It takes a special type of athlete to compete on all four of gymnastics‘ apparatuses – vault, balance beam, uneven bars and floor – in one night. And it takes an exceptional athlete to do them all well.
Tanya Ho is one such athlete.
The junior out of St. Francis High School has been a star since setting foot in Davis two years ago. As a freshman, she earned All-Mountain Pacific Sports Federation honors on vault, balance beam and all-around. Last year, she garnered All-MPSF honors on vault, bars, floor and all-around, as well as capturing the all-around title.
Additionally, Ho qualified for the NCAA West Regional the last two years, first on vault and then in all-around. Ho is currently tied for fourth on the Aggie all-time list in the vault, and tied for third in the all-around, though it shouldn’t surprise anyone if we see her heading at least one of the lists before her career is done.
You’ve been a star gymnast since you’ve been here, but how did you get into the sport in the first place?
I was in ballet first. My mom put me in ballet, but it was too slow for me. I got into gymnastics because of (teammate) Christine Tao. We lived in the same neighborhood when we were little. My first competition was in Davis, with Christine. We were on the same team. But she had to move to Washington when she was 10 or so. She only stayed for her first quarter (at Washington), then called me and asked how I liked the Davis program. Then we ended up at the same college, which is cool.
What’s your take on the season thus far?
I feel good. Our freshmen adjusted really well. It was hard for me to adjust. It’s a different mindset than club. It’s more about the team in college. All in all, I’m really excited we got 190 and better the last two meets. Our problem is getting started well. A lot of times we’ll have a lot of bad meets at the beginning – wasted meets. So starting off strong is always really good.
What are your goals for the season?
Making our [regional qualifying score] higher. We were really low last year. San Jose State and Sac State were the last two spots for regionals, and we’re close to them. The first meet we weren’t that far behind Sac, and this time we weren’t that far behind San Jose. If we’re with them, we’ll be the same ranking as them.
What do you expect to do at regionals this year?
All-around would probably be the easiest way. Freshman year I went as a vault specialist, but for event specialists they only take one person. With all-around, they take five people.
You’re less than 0.200 off the school record in the all-around. Have you given much thought to taking it down?
I want to do that. I have no clue when, but that’s my goal. I like doing all-around, though; it’s another challenge. All-around is hard because being able to have four good routines on all the events and adding another event is so hard.
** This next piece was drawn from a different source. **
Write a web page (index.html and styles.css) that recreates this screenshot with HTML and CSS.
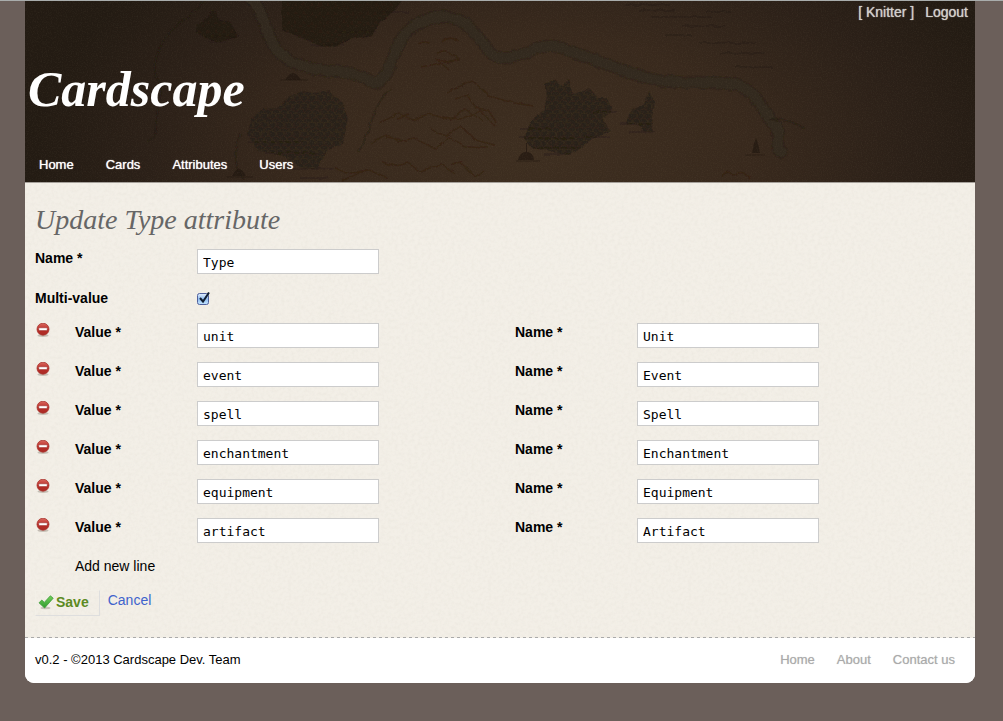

In warm up last week, I was so tired.
You do them all, so what’s your favorite event?
Practicing and competing are way different. Competing, it is vault, because it’s so quick, and you don’t have time to be scared. Working out, it would probably be bars. It’s fun practicing bars, but competing bars is the scariest thing of all for me. Vault is just one thing – you run really fast and do it. But bars – if you mess up one thing, its like a chain reaction. That’s why a lot of us think it’s hard to compete. I like it – it’s my favorite to practice – but it’s the most nerve-wracking.
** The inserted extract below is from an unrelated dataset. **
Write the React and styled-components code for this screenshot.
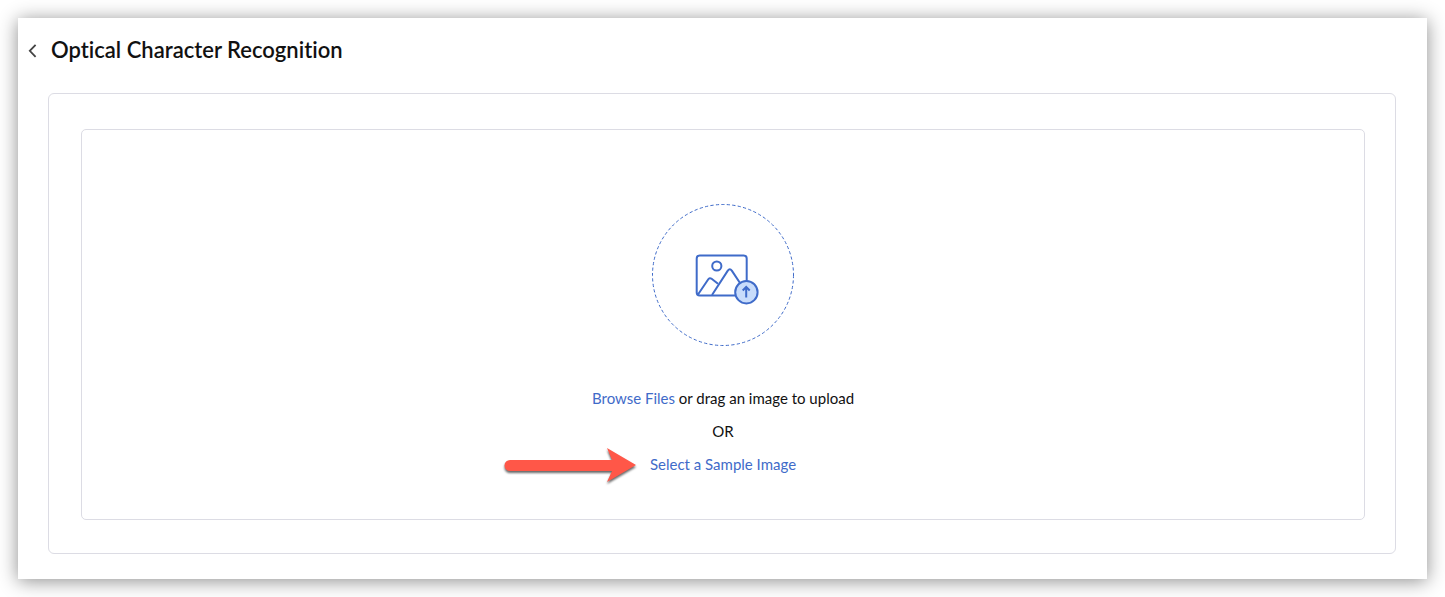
import styled, { createGlobalStyle } from "styled-components";


const App = () => {
    return(
        <>
        <GlobalStyle/>
        <Wrapper>
            <Header>
                <BackButton aria-label="Back">
                    <svg width="10" height="16" viewBox="0 0 10 16" fill="none">
                        <path d="M8.6 2.8L2.8 8.8L8.6 14.8" stroke="currentColor" strokeWidth="1.8"/>
                    </svg>
                </BackButton>
                <Title>Optical Character Recognition</Title>
            </Header>
            <Panel>
                <DropZone>
                    <UploadIcon/>
                    <Options>
                        <Line><LinkButton>Browse Files</LinkButton> or drag an image to upload</Line>
                        <Line>OR</Line>
                        <SampleLine>
                            <Arrow/>
                            <LinkButton>Select a Sample Image</LinkButton>
                        </SampleLine>
                    </Options>
                </DropZone>
            </Panel>
        </Wrapper>
        </>
    )
};

const UploadIcon = () => (
    <svg width="142" height="142" viewBox="0 0 142 142" fill="none" stroke="#3f6bc9">
        <circle cx="71" cy="71" r="70.5" strokeDasharray="3.2 2.3"/>
        <g strokeWidth="2" strokeLinejoin="round">
            <rect x="44.7" y="51.5" width="50" height="40" rx="3"/>
            <circle cx="64.8" cy="62" r="4.6"/>
            <path d="M46 90.5L56.3 75.2Q57.6 73.3 59.6 74.8L66 79.8"/>
            <path d="M60 91L75.8 66.6Q77.8 64 79.8 66.6L90 82"/>
            <circle cx="94.4" cy="88.2" r="11.2" fill="#c8dcfb"/>
            <path d="M94.2 93.6V84M90.7 86.5L94.2 83L97.7 86.5" strokeLinejoin="miter"/>
        </g>
    </svg>
);

const Arrow = () => (
    <ArrowSvg width="136" height="42" viewBox="0 0 136 42">
        <path
            d="M7 17H109L104 5L133 22L104 39L109 28H7A5.5 5.5 0 0 1 7 17Z"
            fill="#ff5748"
        />
    </ArrowSvg>
);

const GlobalStyle = createGlobalStyle`
    * {
        box-sizing: border-box;
    }
    body {
        margin: 0;
        padding: 18px;
        background-color: white;
        color: #111111;
        font-family: Lato, "Liberation Sans", sans-serif;
        font-size: 15px;
        font-variant-ligatures: none;
        line-height: 20px;
    }
    button {
        padding: 0;
        border: none;
        background: none;
        font: inherit;
        cursor: pointer;
    }
`;
const Wrapper = styled.div`
    padding: 18px 31px 25px 30px;
    background-color: white;
    box-shadow: 0 2px 18px rgba(0, 0, 0, 0.45);
`;
const Header = styled.header`
    display: flex;
    flex-direction: row;
    align-items: center;
    gap: 14px;
    margin: 0 0 29px -21px;
`;
const BackButton = styled.button`
    display: flex;
    color: #444444;
`;
const Title = styled.h1`
    margin: 0;
    font-size: 22px;
    font-weight: 600;
    line-height: 28px;
`;
const Panel = styled.main`
    padding: 35px 30px 33px 32px;
    border: 1px solid #dcdce4;
    border-radius: 6px;
`;
const DropZone = styled.section`
    display: flex;
    flex-direction: column;
    align-items: center;
    gap: 42px;
    padding: 74px 20px 45px;
    border: 1px solid #dcdce4;
    border-radius: 5px;
`;
const Options = styled.div`
    display: flex;
    flex-direction: column;
    align-items: center;
    gap: 13px;
`;
const Line = styled.p`
    margin: 0;
`;
const SampleLine = styled(Line)`
    position: relative;
`;
const LinkButton = styled.button`
    color: #3f6bc9;
    font-variant-ligatures: none;
`;
const ArrowSvg = styled.svg`
    position: absolute;
    right: calc(100% + 11px);
    top: 50%;
    transform: translateY(-50%);
    filter: drop-shadow(0 2px 1px rgba(0, 0, 0, 0.6));
`;

export default App;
What does it feel like to fly off one bar to another? Or generally flip and twist in mid-air?
It’s fun. I’m used to it, I guess. I’ve been doing it since I was six. But you still feel a difference when you do a skill bigger than usual. You can tell that you’re going bigger. If you do a double flip on floor, you can tell when one is a lot higher and quicker than normal. We have our average, normal, good skill. But sometimes you do really good ones.
What’s a typical day of training like?
From 1:30 to 2 p.m. is warm up. You run and stretch everything, and then we have three rotations in a day. We do bars and beams every day, and we alternate vault and floor days. They are like 45-minute rotations. You split into three groups, some start on bars, some beam, some floor. Then 4:30 to 5 p.m. is conditioning. Sometimes we have sprints and endurance work, and sometimes we have arms, abs and leg conditioning.
What’s the hardest part of being a gymnast?
Even though we’ve competed for so many years out of our lives, it’s still scary because it’s just you out there. If you’re playing say basketball, there are a lot of people with you. In football, you have a whole team on the field. If you mess up in gymnastics, it’s your fault. You can’t blame it on the quarterback that the pass was off target. That’s what the pressure is, but it’s for the team. Whereas for club if you mess up and fall, it only affects your score. Now if I fall, it affects my team. So it is more pressure. If I look at the score when the team loses, I may think, “If I made it, then we would have won.” So I feel bad.
So what do you do to deal with all this pressure?
We help each other a lot. Moral support is really important. For a lot of us, if we’re scared of a skill we need help. That just means people cheering. Then I’m like, “Okay. Alright, I can do it.” I need someone to tell me sometimes or else I won’t believe it.
Is there anything else people should know about UC Davis gymnastics?
Just that there’s a gymnastics team. A lot of people don’t know that. And I get mad. People only think gymnastics comes around during the Olympics. Or they assume all gymnasts are going to the Olympics. And that’s just dumb.